Its late 2005, and your boss at the DVD rental company wants to know how effective his customer promotion program was. He tells you, 'I want you to give me some descriptive information about how much the customers spent before and after the program started. Were the spending habits similar? Did they differ? Did the program help or make things worse?'

    1. What is the outcome?
    2. What is the main effect/predictor he wants to understand the impact of?
    3. What is the hypothesis?

Lucky for you, your boss already asked Ted in Bethesda to give you a query for how to get the information.

Plus, the statistician you work with has some suggestions for how to give your boss what he wants. Query the data from your container and put it in a Pandas dataframe. Then follow the statistician's suggestions.

    4. Compute summary statistics and create histrograms of the payment_before and payment_after variables. (Try using describe in pandas)
    5. Compute the correlation between these two variables and create a scatter plot
    6. Compute a variable which is the difference between the amounts spent before and after the program started: payment_after - payment_before
    7. Generate a histogram of the difference and conduct a one-sample t-test
    8. Interpret your results.

1. The outcome for this question is customer spending after the program started. We want to determine if there was significant change in spending habits. This will be measured by the variable PAYMENT_AFTER.
2. The main effect/predictor is customer promotion program. We have a date for the program start (7/1/2005) and we will measure that to determine the effect (or if there is one) of the program.
3. The hypothesis in this case is that customer spending changed after the start of the program.

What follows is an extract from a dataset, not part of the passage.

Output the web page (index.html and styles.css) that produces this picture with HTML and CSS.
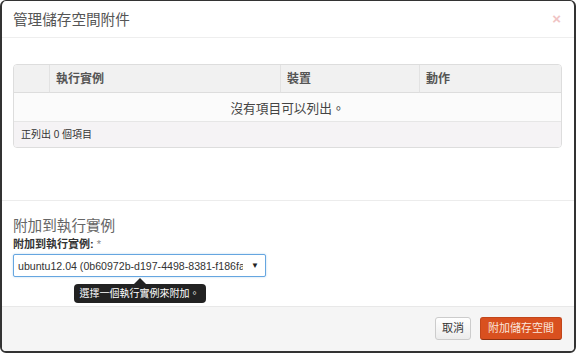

In statistical terms, the null hypothesis will be that the program did not change spending and the alternative hypothesis will be that spending changed after the introduction of the promotion program.

In [None]:
with b4 as (
    select p.customer_id, sum(p.amount) as Payment_before
    from rental r 
    left outer join payment p on p.rental_id = r.rental_id
    where rental_date < cast('2005-07-01' as timestamp) and
        amount is not null
    group by p.customer_id),
aft as (
    select p.customer_id, sum(p.amount) as Payment_after
    from rental r 
    left outer join payment p on p.rental_id = r.rental_id
    where rental_date >= cast('2005-07-01' as timestamp) and
        amount is not null
    group by p.customer_id
)
select distinct c.customer_id, store_id, first_name, last_name,
    active, payment_before, payment_after
from customer c
left outer join b4 r on r.customer_id = c.customer_id
left outer join aft a on a.customer_id = c.customer_id
where payment_after is not null and payment_before is not null;


In [None]:
# convert query to dataframe
df = query.to_pandas()

# 4. compute summary statistics and create histogram
summary_stats = df[['PAYMENT_BEFORE', 'PAYMENT_AFTER']].describe()
print(summary_stats)

# create histogram showing the spending habits of customers
plt.figure(figsize=(10,5))
plt.hist(df['PAYMENT_BEFORE'], bins=20, alpha=0.5, label='Before')
plt.hist(df['PAYMENT_AFTER'], bins=20, alpha=0.5, label='After')
plt.xlabel('Payment Amount')
plt.ylabel('Number of Customers')
plt.title('Histogram of Payments Before and After Promotion')
plt.legend()
plt.show()

In [None]:
# 5. compute the correlation between these two variables
correlation = df['PAYMENT_BEFORE'].corr(df['PAYMENT_AFTER'])
print("Correlation between payments before and after:", correlation)

# create a scatter plot
plt.scatter(df['PAYMENT_BEFORE'], df['PAYMENT_AFTER'], alpha=0.5)
plt.xlabel('Payment Before')
plt.ylabel('Payment After')
plt.title('Scatter plot of Before vs After payments')
plt.show()


In [None]:
from scipy import stats

# 6. compute the difference between payment before and after
df['DELTA_SPEND'] = df['PAYMENT_AFTER'] - df['PAYMENT_BEFORE']

# 7. generate a histogram of the differences
plt.hist(df['DELTA_SPEND'], bins=20, alpha=0.7)
plt.xlabel('Payment After - Payment Before')
plt.ylabel('Number of Customers')
plt.title('Histogram of Payment Differences')
plt.show()

# conduct a one sample t-test
t_stat, p_value = stats.ttest_1samp(df['DELTA_SPEND'], 0)
print("t-statistic:", t_stat)
print("p-value:", p_value)

From the intial histogram, it appears there was an increase in customer spending before and after the start of the program. There did not appear to be a strong correlation in the payment before and after variables from the scatterplot and the correlation coefficient was 0.02, indicating no strong relationship.

Next I calculated the difference between the payment before and after the program start, stored in the variable DELTA_SPEND. To determine if there was a significant change, we want to compare this result to 0 (no change). The t-stat of 65.5 tells us that the mean of the differences was that many errors away from 0 and the p-value tells us that we can reject our null hypothesis and conclude that the promotion program was in fact successful. 

In other words, there **was** a statistically significant increase in customer spending after the introduction of the customer promotion program.